Hoffman's brief statement says a mouthful. It reminds us that the goal of an audio system is to provide listening pleasure. For some listeners, enjoyment comes from a system that provides great accuracy, warts and all. For other listeners, a little sugar-coating is what brings a smile to their faces. In my experience, the more accurate systems find favor with those individuals who engage in what I consider an analytical style of listening; that is, a style in which great attention is paid to each and every minute detail of the recording. In contrast, more beautiful systems appeal to those who are more interested in the gestalt of the music than its details; these listeners focus more on the forest than on the trees, so to speak.

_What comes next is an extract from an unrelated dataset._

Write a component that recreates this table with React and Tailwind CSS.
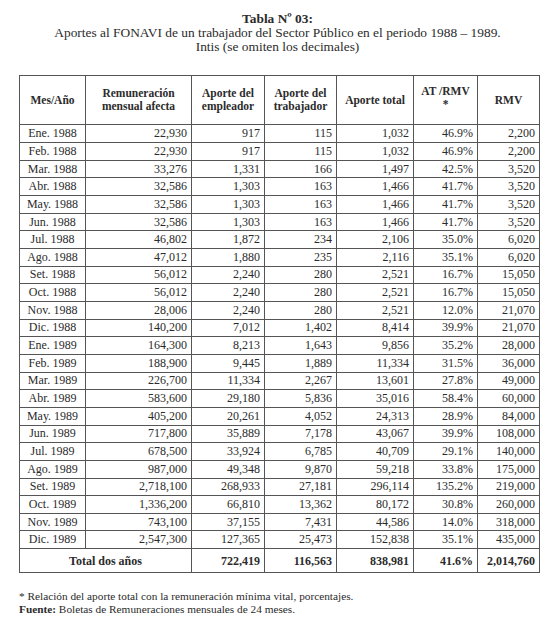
const rows = [
  ["Ene. 1988", "22,930", "917", "115", "1,032", "46.9%", "2,200"],
  ["Feb. 1988", "22,930", "917", "115", "1,032", "46.9%", "2,200"],
  ["Mar. 1988", "33,276", "1,331", "166", "1,497", "42.5%", "3,520"],
  ["Abr. 1988", "32,586", "1,303", "163", "1,466", "41.7%", "3,520"],
  ["May. 1988", "32,586", "1,303", "163", "1,466", "41.7%", "3,520"],
  ["Jun. 1988", "32,586", "1,303", "163", "1,466", "41.7%", "3,520"],
  ["Jul. 1988", "46,802", "1,872", "234", "2,106", "35.0%", "6,020"],
  ["Ago. 1988", "47,012", "1,880", "235", "2,116", "35.1%", "6,020"],
  ["Set. 1988", "56,012", "2,240", "280", "2,521", "16.7%", "15,050"],
  ["Oct. 1988", "56,012", "2,240", "280", "2,521", "16.7%", "15,050"],
  ["Nov. 1988", "28,006", "2,240", "280", "2,521", "12.0%", "21,070"],
  ["Dic. 1988", "140,200", "7,012", "1,402", "8,414", "39.9%", "21,070"],
  ["Ene. 1989", "164,300", "8,213", "1,643", "9,856", "35.2%", "28,000"],
  ["Feb. 1989", "188,900", "9,445", "1,889", "11,334", "31.5%", "36,000"],
  ["Mar. 1989", "226,700", "11,334", "2,267", "13,601", "27.8%", "49,000"],
  ["Abr. 1989", "583,600", "29,180", "5,836", "35,016", "58.4%", "60,000"],
  ["May. 1989", "405,200", "20,261", "4,052", "24,313", "28.9%", "84,000"],
  ["Jun. 1989", "717,800", "35,889", "7,178", "43,067", "39.9%", "108,000"],
  ["Jul. 1989", "678,500", "33,924", "6,785", "40,709", "29.1%", "140,000"],
  ["Ago. 1989", "987,000", "49,348", "9,870", "59,218", "33.8%", "175,000"],
  ["Set. 1989", "2,718,100", "268,933", "27,181", "296,114", "135.2%", "219,000"],
  ["Oct. 1989", "1,336,200", "66,810", "13,362", "80,172", "30.8%", "260,000"],
  ["Nov. 1989", "743,100", "37,155", "7,431", "44,586", "14.0%", "318,000"],
  ["Dic. 1989", "2,547,300", "127,365", "25,473", "152,838", "35.1%", "435,000"],
];

const cell = "border border-[#555] px-[4px] py-0";

export default function App() {
  return (
    <div className="w-[555px] h-[619px] bg-white text-[#2b2b2b] overflow-hidden font-['Liberation_Serif',serif]">
      <div className="pt-[12px] text-center text-[13.4px] leading-[13.8px]">
        <div className="font-bold">Tabla Nº 03:</div>
        <div>Aportes al FONAVI de un trabajador del Sector Público en el periodo 1988 – 1989.</div>
        <div>Intis (se omiten los decimales)</div>
      </div>
      <table className="ml-[19px] mt-[22px] border-collapse table-fixed w-[520px] text-[12px] font-['Liberation_Serif',serif]">
        <colgroup>
          <col className="w-[66px]" />
          <col className="w-[106px]" />
          <col className="w-[73px]" />
          <col className="w-[72px]" />
          <col className="w-[77px]" />
          <col className="w-[64px]" />
          <col className="w-[62px]" />
        </colgroup>
        <thead>
          <tr className="h-[49px] font-bold text-[11.5px] leading-[13px]">
            <th className={cell}>Mes/Año</th>
            <th className={cell}>Remuneración<br />mensual afecta</th>
            <th className={cell}>Aporte del<br />empleador</th>
            <th className={cell}>Aporte del<br />trabajador</th>
            <th className={cell}>Aporte total</th>
            <th className={cell + " align-top pt-[9px]"}>AT /RMV<br />*</th>
            <th className={cell}>RMV</th>
          </tr>
        </thead>
        <tbody>
          {rows.map((r) => (
            <tr key={r[0]} className="h-[17.67px] leading-[15px]">
              <td className={cell + " text-center"}>{r[0]}</td>
              {r.slice(1).map((v, i) => (
                <td key={i} className={cell + " text-right"}>{v}</td>
              ))}
            </tr>
          ))}
          <tr className="h-[24px] font-bold">
            <td colSpan={2} className={cell + " text-center"}>Total dos años</td>
            <td className={cell + " text-right"}>722,419</td>
            <td className={cell + " text-right"}>116,563</td>
            <td className={cell + " text-right"}>838,981</td>
            <td className={cell + " text-right"}>41.6%</td>
            <td className={cell + " text-right"}>2,014,760</td>
          </tr>
        </tbody>
      </table>
      <div className="ml-[19px] mt-[17px] text-[11.3px] leading-[13px]">
        <div>* Relación del aporte total con la remuneración mínima vital, porcentajes.</div>
        <div><span className="font-bold">Fuente:</span> Boletas de Remuneraciones mensuales  de 24 meses.</div>
      </div>
    </div>
  );
}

It is important to keep in mind that no one way is correct in the absolute sense, and we should all respect others' opinions and approaches. As on-line magazine editor Steve Rochlin, audio's Ferrari-driving wild man, is fond of reminding us, what's important is that we "enjoy the music." To this I say, Amen.
By the way, I prefer the modified Sony.
Footnote 1: I assume that if you're reading Stereophile you are a card-carrying audiophile.
Footnote 2: The remainder of the system is a Kondo Sound Labs M77 preamplifier, a Tube Distinctions Soul power amplifier, and Horning Agathon Ultimate loudspeakers. Interconnects and speaker cables are from Stealth Audio.
Footnote 3: There are, of course, exceptions—a Stradivarius may indeed sound more beautiful than a more pedestrian violin. This, however, does not speak to the issue of accuracy of reproduced music.